● SHORT PROBLEM: Would you transcribe the listing that follows, character for character, and omit its images?

● GIVEN DATA:
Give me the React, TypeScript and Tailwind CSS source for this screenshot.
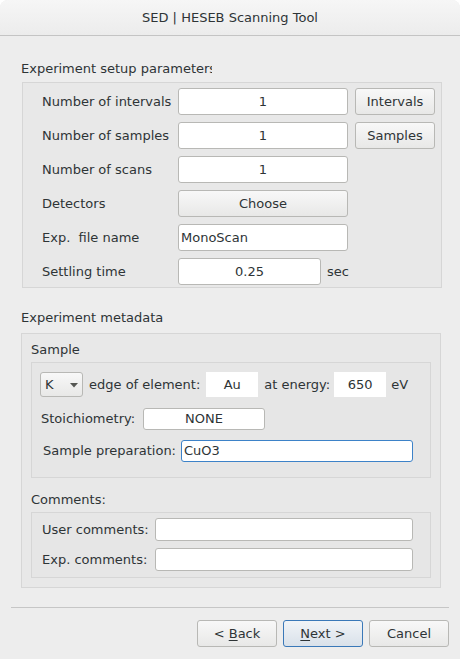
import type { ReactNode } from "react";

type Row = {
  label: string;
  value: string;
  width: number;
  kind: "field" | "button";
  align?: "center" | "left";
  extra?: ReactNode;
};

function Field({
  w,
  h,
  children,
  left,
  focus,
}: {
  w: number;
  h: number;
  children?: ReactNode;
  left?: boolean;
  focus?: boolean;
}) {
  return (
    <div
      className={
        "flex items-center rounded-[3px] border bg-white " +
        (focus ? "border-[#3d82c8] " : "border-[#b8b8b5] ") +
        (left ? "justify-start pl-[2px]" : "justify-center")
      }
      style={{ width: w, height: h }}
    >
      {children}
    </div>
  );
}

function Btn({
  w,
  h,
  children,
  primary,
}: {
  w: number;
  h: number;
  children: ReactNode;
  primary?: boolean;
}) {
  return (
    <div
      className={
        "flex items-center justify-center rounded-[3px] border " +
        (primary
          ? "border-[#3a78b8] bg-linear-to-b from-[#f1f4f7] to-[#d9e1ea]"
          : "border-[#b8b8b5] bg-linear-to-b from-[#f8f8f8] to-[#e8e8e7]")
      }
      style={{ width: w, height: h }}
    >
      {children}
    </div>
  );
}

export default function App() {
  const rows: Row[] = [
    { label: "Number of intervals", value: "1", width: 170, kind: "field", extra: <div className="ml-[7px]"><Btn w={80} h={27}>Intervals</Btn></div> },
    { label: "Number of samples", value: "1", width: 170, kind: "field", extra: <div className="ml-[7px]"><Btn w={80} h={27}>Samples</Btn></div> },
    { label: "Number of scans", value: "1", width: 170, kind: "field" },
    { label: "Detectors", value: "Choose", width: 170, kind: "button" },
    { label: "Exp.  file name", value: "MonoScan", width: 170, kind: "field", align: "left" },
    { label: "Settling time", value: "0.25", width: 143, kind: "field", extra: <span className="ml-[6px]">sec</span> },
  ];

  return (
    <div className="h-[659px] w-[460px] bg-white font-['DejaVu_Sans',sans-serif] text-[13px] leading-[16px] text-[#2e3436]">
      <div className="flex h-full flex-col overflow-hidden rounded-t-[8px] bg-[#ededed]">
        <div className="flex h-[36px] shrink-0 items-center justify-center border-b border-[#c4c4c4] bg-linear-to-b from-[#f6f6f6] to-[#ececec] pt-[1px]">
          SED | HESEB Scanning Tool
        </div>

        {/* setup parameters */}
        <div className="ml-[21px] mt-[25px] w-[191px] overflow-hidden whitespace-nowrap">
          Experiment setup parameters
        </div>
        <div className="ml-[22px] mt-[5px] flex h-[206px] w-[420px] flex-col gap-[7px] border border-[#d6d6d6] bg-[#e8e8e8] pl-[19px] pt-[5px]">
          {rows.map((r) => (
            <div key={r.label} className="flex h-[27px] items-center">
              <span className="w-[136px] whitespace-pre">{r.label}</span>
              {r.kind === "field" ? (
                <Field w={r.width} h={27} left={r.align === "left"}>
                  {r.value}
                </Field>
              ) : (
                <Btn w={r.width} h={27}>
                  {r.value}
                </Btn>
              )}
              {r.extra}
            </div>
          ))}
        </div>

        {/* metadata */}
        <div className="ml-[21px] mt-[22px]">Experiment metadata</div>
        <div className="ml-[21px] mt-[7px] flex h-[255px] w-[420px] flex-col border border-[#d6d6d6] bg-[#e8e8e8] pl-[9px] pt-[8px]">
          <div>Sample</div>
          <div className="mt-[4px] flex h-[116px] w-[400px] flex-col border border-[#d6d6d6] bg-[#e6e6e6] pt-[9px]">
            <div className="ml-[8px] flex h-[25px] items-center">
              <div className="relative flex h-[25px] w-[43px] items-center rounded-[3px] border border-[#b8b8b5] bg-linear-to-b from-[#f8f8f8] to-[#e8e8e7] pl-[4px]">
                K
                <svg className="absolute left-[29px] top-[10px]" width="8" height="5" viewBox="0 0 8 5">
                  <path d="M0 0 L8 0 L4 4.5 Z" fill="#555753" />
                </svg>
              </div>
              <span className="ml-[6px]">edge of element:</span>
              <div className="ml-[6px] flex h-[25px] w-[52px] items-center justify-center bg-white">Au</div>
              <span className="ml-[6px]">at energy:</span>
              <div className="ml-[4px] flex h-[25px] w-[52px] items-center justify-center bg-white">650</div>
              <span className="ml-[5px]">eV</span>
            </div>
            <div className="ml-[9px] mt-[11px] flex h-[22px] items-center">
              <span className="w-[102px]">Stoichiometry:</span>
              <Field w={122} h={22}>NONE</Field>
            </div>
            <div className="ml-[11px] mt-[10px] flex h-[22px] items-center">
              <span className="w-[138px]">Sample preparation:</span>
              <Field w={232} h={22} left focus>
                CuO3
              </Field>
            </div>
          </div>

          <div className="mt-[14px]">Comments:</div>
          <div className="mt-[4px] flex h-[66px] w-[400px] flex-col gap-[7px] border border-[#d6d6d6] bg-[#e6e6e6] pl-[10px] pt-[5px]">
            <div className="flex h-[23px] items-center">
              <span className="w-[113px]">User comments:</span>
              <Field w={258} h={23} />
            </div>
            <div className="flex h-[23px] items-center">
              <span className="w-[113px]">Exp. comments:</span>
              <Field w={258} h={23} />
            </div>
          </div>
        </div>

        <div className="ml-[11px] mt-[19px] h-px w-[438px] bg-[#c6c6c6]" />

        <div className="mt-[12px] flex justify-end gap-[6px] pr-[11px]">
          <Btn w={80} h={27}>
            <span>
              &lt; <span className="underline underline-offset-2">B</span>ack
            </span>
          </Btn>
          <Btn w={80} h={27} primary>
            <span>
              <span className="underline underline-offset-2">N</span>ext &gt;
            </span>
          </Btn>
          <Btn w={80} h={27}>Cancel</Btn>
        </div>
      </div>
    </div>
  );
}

● RIGHT ANSWER:
Give me the React, TypeScript and Tailwind CSS source for this screenshot.
import type { ReactNode } from "react";

type Row = {
  label: string;
  value: string;
  width: number;
  kind: "field" | "button";
  align?: "center" | "left";
  extra?: ReactNode;
};

function Field({
  w,
  h,
  children,
  left,
  focus,
}: {
  w: number;
  h: number;
  children?: ReactNode;
  left?: boolean;
  focus?: boolean;
}) {
  return (
    <div
      className={
        "flex items-center rounded-[3px] border bg-white " +
        (focus ? "border-[#3d82c8] " : "border-[#b8b8b5] ") +
        (left ? "justify-start pl-[2px]" : "justify-center")
      }
      style={{ width: w, height: h }}
    >
      {children}
    </div>
  );
}

function Btn({
  w,
  h,
  children,
  primary,
}: {
  w: number;
  h: number;
  children: ReactNode;
  primary?: boolean;
}) {
  return (
    <div
      className={
        "flex items-center justify-center rounded-[3px] border " +
        (primary
          ? "border-[#3a78b8] bg-linear-to-b from-[#f1f4f7] to-[#d9e1ea]"
          : "border-[#b8b8b5] bg-linear-to-b from-[#f8f8f8] to-[#e8e8e7]")
      }
      style={{ width: w, height: h }}
    >
      {children}
    </div>
  );
}

export default function App() {
  const rows: Row[] = [
    { label: "Number of intervals", value: "1", width: 170, kind: "field", extra: <div className="ml-[7px]"><Btn w={80} h={27}>Intervals</Btn></div> },
    { label: "Number of samples", value: "1", width: 170, kind: "field", extra: <div className="ml-[7px]"><Btn w={80} h={27}>Samples</Btn></div> },
    { label: "Number of scans", value: "1", width: 170, kind: "field" },
    { label: "Detectors", value: "Choose", width: 170, kind: "button" },
    { label: "Exp.  file name", value: "MonoScan", width: 170, kind: "field", align: "left" },
    { label: "Settling time", value: "0.25", width: 143, kind: "field", extra: <span className="ml-[6px]">sec</span> },
  ];

  return (
    <div className="h-[659px] w-[460px] bg-white font-['DejaVu_Sans',sans-serif] text-[13px] leading-[16px] text-[#2e3436]">
      <div className="flex h-full flex-col overflow-hidden rounded-t-[8px] bg-[#ededed]">
        <div className="flex h-[36px] shrink-0 items-center justify-center border-b border-[#c4c4c4] bg-linear-to-b from-[#f6f6f6] to-[#ececec] pt-[1px]">
          SED | HESEB Scanning Tool
        </div>

        {/* setup parameters */}
        <div className="ml-[21px] mt-[25px] w-[191px] overflow-hidden whitespace-nowrap">
          Experiment setup parameters
        </div>
        <div className="ml-[22px] mt-[5px] flex h-[206px] w-[420px] flex-col gap-[7px] border border-[#d6d6d6] bg-[#e8e8e8] pl-[19px] pt-[5px]">
          {rows.map((r) => (
            <div key={r.label} className="flex h-[27px] items-center">
              <span className="w-[136px] whitespace-pre">{r.label}</span>
              {r.kind === "field" ? (
                <Field w={r.width} h={27} left={r.align === "left"}>
                  {r.value}
                </Field>
              ) : (
                <Btn w={r.width} h={27}>
                  {r.value}
                </Btn>
              )}
              {r.extra}
            </div>
          ))}
        </div>

        {/* metadata */}
        <div className="ml-[21px] mt-[22px]">Experiment metadata</div>
        <div className="ml-[21px] mt-[7px] flex h-[255px] w-[420px] flex-col border border-[#d6d6d6] bg-[#e8e8e8] pl-[9px] pt-[8px]">
          <div>Sample</div>
          <div className="mt-[4px] flex h-[116px] w-[400px] flex-col border border-[#d6d6d6] bg-[#e6e6e6] pt-[9px]">
            <div className="ml-[8px] flex h-[25px] items-center">
              <div className="relative flex h-[25px] w-[43px] items-center rounded-[3px] border border-[#b8b8b5] bg-linear-to-b from-[#f8f8f8] to-[#e8e8e7] pl-[4px]">
                K
                <svg className="absolute left-[29px] top-[10px]" width="8" height="5" viewBox="0 0 8 5">
                  <path d="M0 0 L8 0 L4 4.5 Z" fill="#555753" />
                </svg>
              </div>
              <span className="ml-[6px]">edge of element:</span>
              <div className="ml-[6px] flex h-[25px] w-[52px] items-center justify-center bg-white">Au</div>
              <span className="ml-[6px]">at energy:</span>
              <div className="ml-[4px] flex h-[25px] w-[52px] items-center justify-center bg-white">650</div>
              <span className="ml-[5px]">eV</span>
            </div>
            <div className="ml-[9px] mt-[11px] flex h-[22px] items-center">
              <span className="w-[102px]">Stoichiometry:</span>
              <Field w={122} h={22}>NONE</Field>
            </div>
            <div className="ml-[11px] mt-[10px] flex h-[22px] items-center">
              <span className="w-[138px]">Sample preparation:</span>
              <Field w={232} h={22} left focus>
                CuO3
              </Field>
            </div>
          </div>

          <div className="mt-[14px]">Comments:</div>
          <div className="mt-[4px] flex h-[66px] w-[400px] flex-col gap-[7px] border border-[#d6d6d6] bg-[#e6e6e6] pl-[10px] pt-[5px]">
            <div className="flex h-[23px] items-center">
              <span className="w-[113px]">User comments:</span>
              <Field w={258} h={23} />
            </div>
            <div className="flex h-[23px] items-center">
              <span className="w-[113px]">Exp. comments:</span>
              <Field w={258} h={23} />
            </div>
          </div>
        </div>

        <div className="ml-[11px] mt-[19px] h-px w-[438px] bg-[#c6c6c6]" />

        <div className="mt-[12px] flex justify-end gap-[6px] pr-[11px]">
          <Btn w={80} h={27}>
            <span>
              &lt; <span className="underline underline-offset-2">B</span>ack
            </span>
          </Btn>
          <Btn w={80} h={27} primary>
            <span>
              <span className="underline underline-offset-2">N</span>ext &gt;
            </span>
          </Btn>
          <Btn w={80} h={27}>Cancel</Btn>
        </div>
      </div>
    </div>
  );
}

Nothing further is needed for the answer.